Based off the acclaimed and controversial novels by Thomas Harris, the show follows the cannibal psychiatrist Hannibal Lector (Mads Mikkelsen) and his relationship with the brilliant FBI profiler, Will Graham (Hugh Dancy). Season one was an unconventional case-of-the-week show, looking at various serial killers while furthering the relationship between Will Graham and Hannibal Lector. Season two dismissed much of the case-of-the-week format of the first season and went down the rabbit hole of Hannibal Lector and Will Graham’s relationship.
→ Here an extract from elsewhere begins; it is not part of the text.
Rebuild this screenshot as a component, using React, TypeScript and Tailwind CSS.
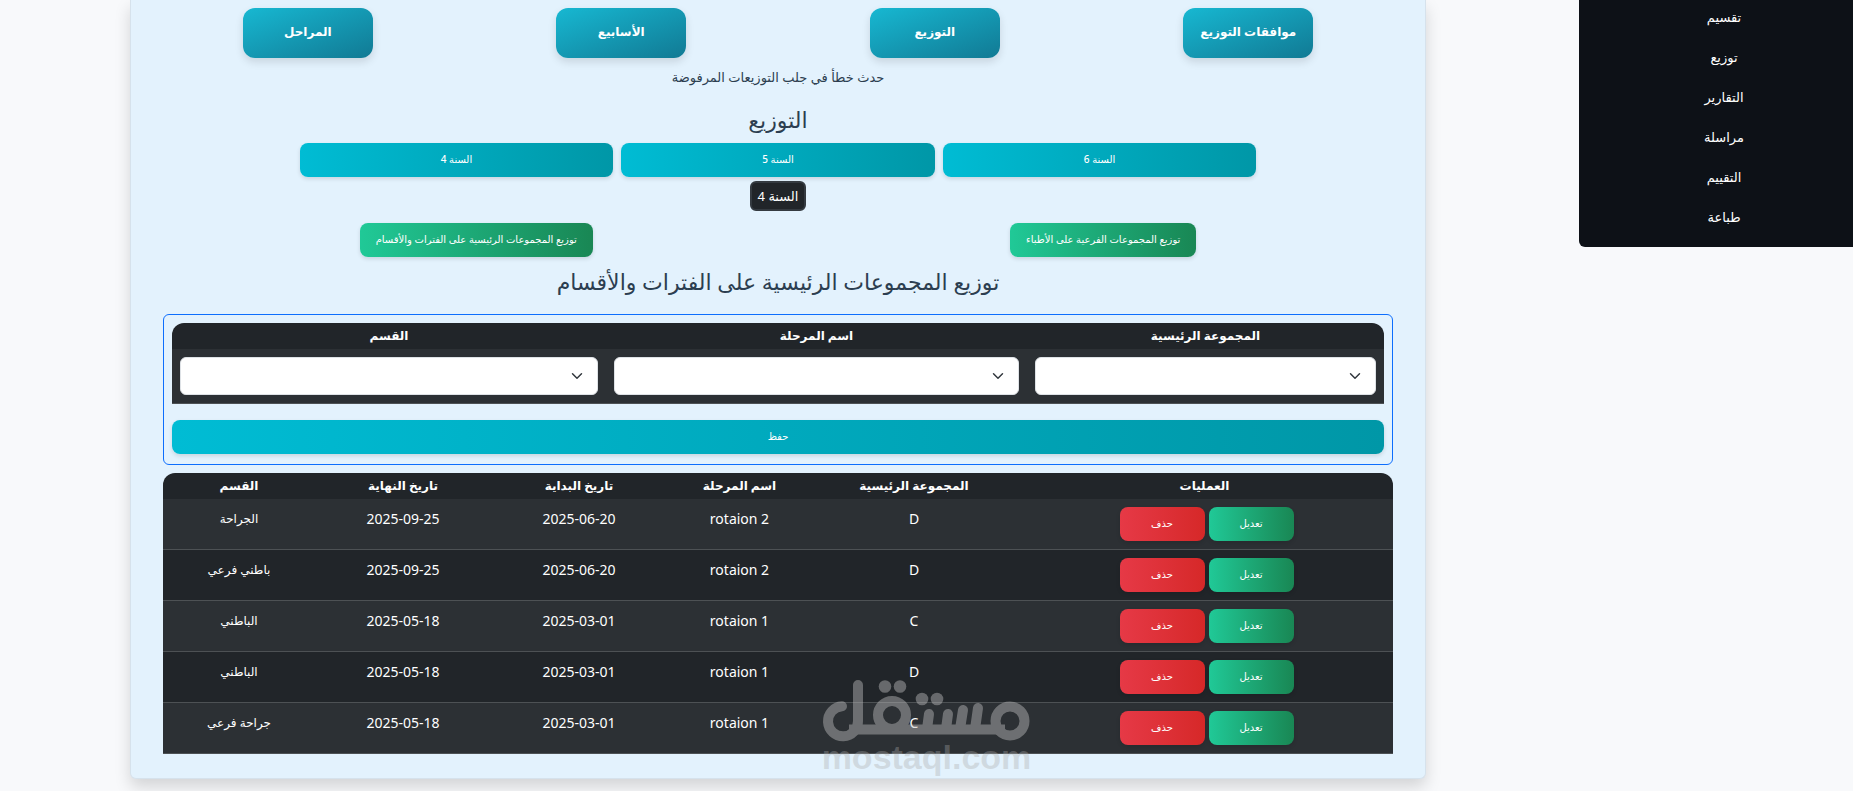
import type { ReactNode } from "react";

const navItems = ["تقسيم", "توزيع", "التقارير", "مراسلة", "التقييم", "طباعة"];
const tabs = ["موافقات التوزيع", "التوزيع", "الأسابيع", "المراحل"];
const years = ["السنة 6", "السنة 5", "السنة 4"];

const formColumns = [
  { id: "group", label: "المجموعة الرئيسية", width: "w-[357px]" },
  { id: "stage", label: "اسم المرحلة", width: "w-[421px]" },
  { id: "section", label: "القسم", width: "w-[434px]" },
];

const columns = [
  { label: "العمليات", width: "w-[377px]" },
  { label: "المجموعة الرئيسية", width: "w-[204px]" },
  { label: "اسم المرحلة", width: "w-[145px]" },
  { label: "تاريخ البداية", width: "w-[176px]" },
  { label: "تاريخ النهاية", width: "w-[176px]" },
  { label: "القسم", width: "w-[152px]" },
];

const rows = [
  { group: "D", stage: "rotaion 2", start: "2025-06-20", end: "2025-09-25", section: "الجراحة" },
  { group: "D", stage: "rotaion 2", start: "2025-06-20", end: "2025-09-25", section: "باطني فرعي" },
  { group: "C", stage: "rotaion 1", start: "2025-03-01", end: "2025-05-18", section: "الباطني" },
  { group: "D", stage: "rotaion 1", start: "2025-03-01", end: "2025-05-18", section: "الباطني" },
  { group: "C", stage: "rotaion 1", start: "2025-03-01", end: "2025-05-18", section: "جراحة فرعي" },
];

const tones = {
  cyan: "from-[#00bcd4] to-[#0097a7]",
  green: "from-[#20c997] to-[#198754]",
  red: "from-[#e63946] to-[#d62828]",
};

function ActionButton({
  tone,
  className = "",
  children,
}: {
  tone: keyof typeof tones;
  className?: string;
  children: ReactNode;
}) {
  return (
    <button
      type="button"
      className={`h-[34px] rounded-lg bg-linear-to-r pb-0.5 text-[10px] font-medium whitespace-nowrap text-white shadow-[0_2px_4px_rgba(0,0,0,0.12)] ${tones[tone]} ${className}`}
    >
      {children}
    </button>
  );
}

function Watermark() {
  return (
    <div className="pointer-events-none absolute top-[678px] left-1/2 flex w-[212px] -translate-x-1/2 flex-col items-center">
      <svg viewBox="0 0 212 64" className="h-16 w-[212px] opacity-45" role="img" aria-label="مستقل">
        <g fill="none" stroke="#bdbdbd" strokeWidth="10" strokeLinecap="round">
          <circle cx="189" cy="43" r="14.5" />
          <circle cx="71" cy="37" r="14" />
          <path d="M21 28.3A15 15 0 1 0 37 43V7" />
          <path d="M28 51.500H184" strokeLinecap="butt" />
          <path d="M108 36L106 51M127 36L125 51M142 32L139 51M157 30L154 51" />
        </g>
        <g fill="#bdbdbd">
          <circle cx="64" cy="8.500" r="6.300" />
          <circle cx="79" cy="8.500" r="6.300" />
          <circle cx="101" cy="21" r="6.300" />
          <circle cx="116" cy="21" r="6.300" />
        </g>
      </svg>
      <span
        dir="ltr"
        className="font-['Liberation_Sans',sans-serif] text-[34px] leading-[30px] font-bold text-[#aaaaaa]/35"
      >
        mostaql.com
      </span>
    </div>
  );
}

export default function App() {
  return (
    <div
      dir="rtl"
      className="relative flex min-h-screen items-start bg-[#f8f9fb] font-['Noto_Sans','DejaVu_Sans',sans-serif] text-sm text-[#2c3e50]"
    >
      <nav className="w-[274px] shrink-0 rounded-bl-md bg-[#0d1117] pb-[10px] pl-4">
        <ul className="-mt-[3px]">
          {navItems.map((item) => (
            <li key={item}>
              <a href="#" className="block h-10 text-center text-[13px] leading-10 text-white">
                {item}
              </a>
            </li>
          ))}
        </ul>
      </nav>

      <main className="min-w-0 flex-1 pr-[153px] pl-[130px]">
        <div className="flex flex-col rounded-b-md border border-t-0 border-[#d6e2ec] bg-[#e3f2fd] px-8 pt-2 pb-6 shadow-[0_8px_16px_rgba(0,0,0,0.15)]">
          <div className="-mx-3 flex justify-around">
            {tabs.map((tab) => (
              <button
                key={tab}
                type="button"
                className="h-[50px] w-[130px] rounded-xl bg-linear-to-br from-[#17b8d2] to-[#117a94] pb-0.5 text-xs font-bold whitespace-nowrap text-white shadow-[0_4px_8px_rgba(0,0,0,0.12)]"
              >
                {tab}
              </button>
            ))}
          </div>

          <p className="mt-[7px] text-center text-[13px] leading-6">حدث خطأ في جلب التوزيعات المرفوضة</p>

          <h2 className="mt-4 text-center text-[22px] leading-7">التوزيع</h2>

          <div className="mt-[10px] grid w-7/9 grid-cols-3 gap-2 self-center">
            {years.map((year) => (
              <ActionButton key={year} tone="cyan">
                {year}
              </ActionButton>
            ))}
          </div>

          <span className="mt-1 flex h-[30px] items-center self-center rounded-md border-2 border-[#343a40] bg-[#212529] px-1.5 text-[13px] text-white">
            السنة 4
          </span>

          <div className="-mx-3 mt-3 flex justify-around">
            <ActionButton tone="green" className="px-4">
              توزيع المجموعات الفرعية على الأطباء
            </ActionButton>
            <ActionButton tone="green" className="px-4">
              توزيع المجموعات الرئيسية على الفترات والأقسام
            </ActionButton>
          </div>

          <h1 className="mt-2 text-center text-[22px] leading-8">
            توزيع المجموعات الرئيسية على الفترات والأقسام
          </h1>

          <form className="mt-[17px] rounded-md border border-[#0d6efd] p-2 pb-[10px]">
            <div className="overflow-hidden rounded-t-xl">
              <table className="w-full table-fixed text-white">
                <thead>
                  <tr className="bg-[#212529]">
                    {formColumns.map((column) => (
                      <th
                        key={column.id}
                        scope="col"
                        className={`h-[26px] p-0 text-xs leading-6 font-bold ${column.width}`}
                      >
                        <label htmlFor={column.id}>{column.label}</label>
                      </th>
                    ))}
                  </tr>
                </thead>
                <tbody>
                  <tr className="border-b border-[#4d5154] bg-[#2c3034]">
                    {formColumns.map((column) => (
                      <td key={column.id} className="p-2">
                        <div className="relative">
                          <select
                            id={column.id}
                            defaultValue=""
                            className="block h-[38px] w-full appearance-none rounded-md border border-[#dee2e6] bg-white px-3 text-[#212529]"
                          >
                            <option value="" />
                          </select>
                          <svg
                            viewBox="0 0 16 16"
                            className="pointer-events-none absolute top-[13px] right-[15px] size-3"
                            aria-hidden="true"
                          >
                            <path
                              d="m2 5 6 6 6-6"
                              fill="none"
                              stroke="#343a40"
                              strokeWidth="2"
                              strokeLinecap="round"
                              strokeLinejoin="round"
                            />
                          </svg>
                        </div>
                      </td>
                    ))}
                  </tr>
                </tbody>
              </table>
            </div>
            <ActionButton tone="cyan" className="mt-4 block w-full">
              حفظ
            </ActionButton>
          </form>

          <div className="mt-2 overflow-hidden rounded-t-xl">
            <table className="w-full table-fixed text-center text-white">
              <thead>
                <tr className="bg-[#212529]">
                  {columns.map((column) => (
                    <th
                      key={column.label}
                      scope="col"
                      className={`h-[26px] p-0 text-xs leading-6 font-bold ${column.width}`}
                    >
                      {column.label}
                    </th>
                  ))}
                </tr>
              </thead>
              <tbody>
                {rows.map((row, index) => (
                  <tr
                    key={index}
                    className="border-b border-[#4d5154] bg-[#212529] align-top leading-6 odd:bg-[#2c3034]"
                  >
                    <td className="py-2 pl-1">
                      <div className="flex justify-center gap-1">
                        <ActionButton tone="green" className="w-[85px]">
                          تعديل
                        </ActionButton>
                        <ActionButton tone="red" className="w-[85px]">
                          حذف
                        </ActionButton>
                      </div>
                    </td>
                    <td className="py-2">{row.group}</td>
                    <td className="py-2" dir="ltr">
                      {row.stage}
                    </td>
                    <td className="py-2" dir="ltr">
                      {row.start}
                    </td>
                    <td className="py-2" dir="ltr">
                      {row.end}
                    </td>
                    <td className="py-2 text-xs leading-6">{row.section}</td>
                  </tr>
                ))}
              </tbody>
            </table>
          </div>
        </div>
      </main>

      <Watermark />
    </div>
  );
}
It has been around two weeks since the season two finale, “Mizumono,” ended with one of the most stunning climaxes I’ve ever seen. In it, Jack Crawford (Laurence Fishburne) and Alana Bloom (Caroline Dhavernas) finally see Hannibal for the killer he is and confront him alongside Will Graham, who has been aware of Hannibal's true identity since the end of season one. But Hannibal outsmarts and outfights the three heroes and leaves them all bleeding out in his decimated home. Taking into consideration the fact that the finale was made when the future of Hannibal was up in the air (it has since been renewed for a third season), the ending is even gutsier. Had it been the last episode of the show, it surely would have been the most depressing series finale ever. Beyond the heartbreak at witnessing Hannibal outwit and leave for dead the entirety of the show’s primary cast—it is unclear whether any of the show’s heroes will survive, even though it’s unlikely they’d kill off Will Graham, its protagonist—the finale made clear the series' satanic quality.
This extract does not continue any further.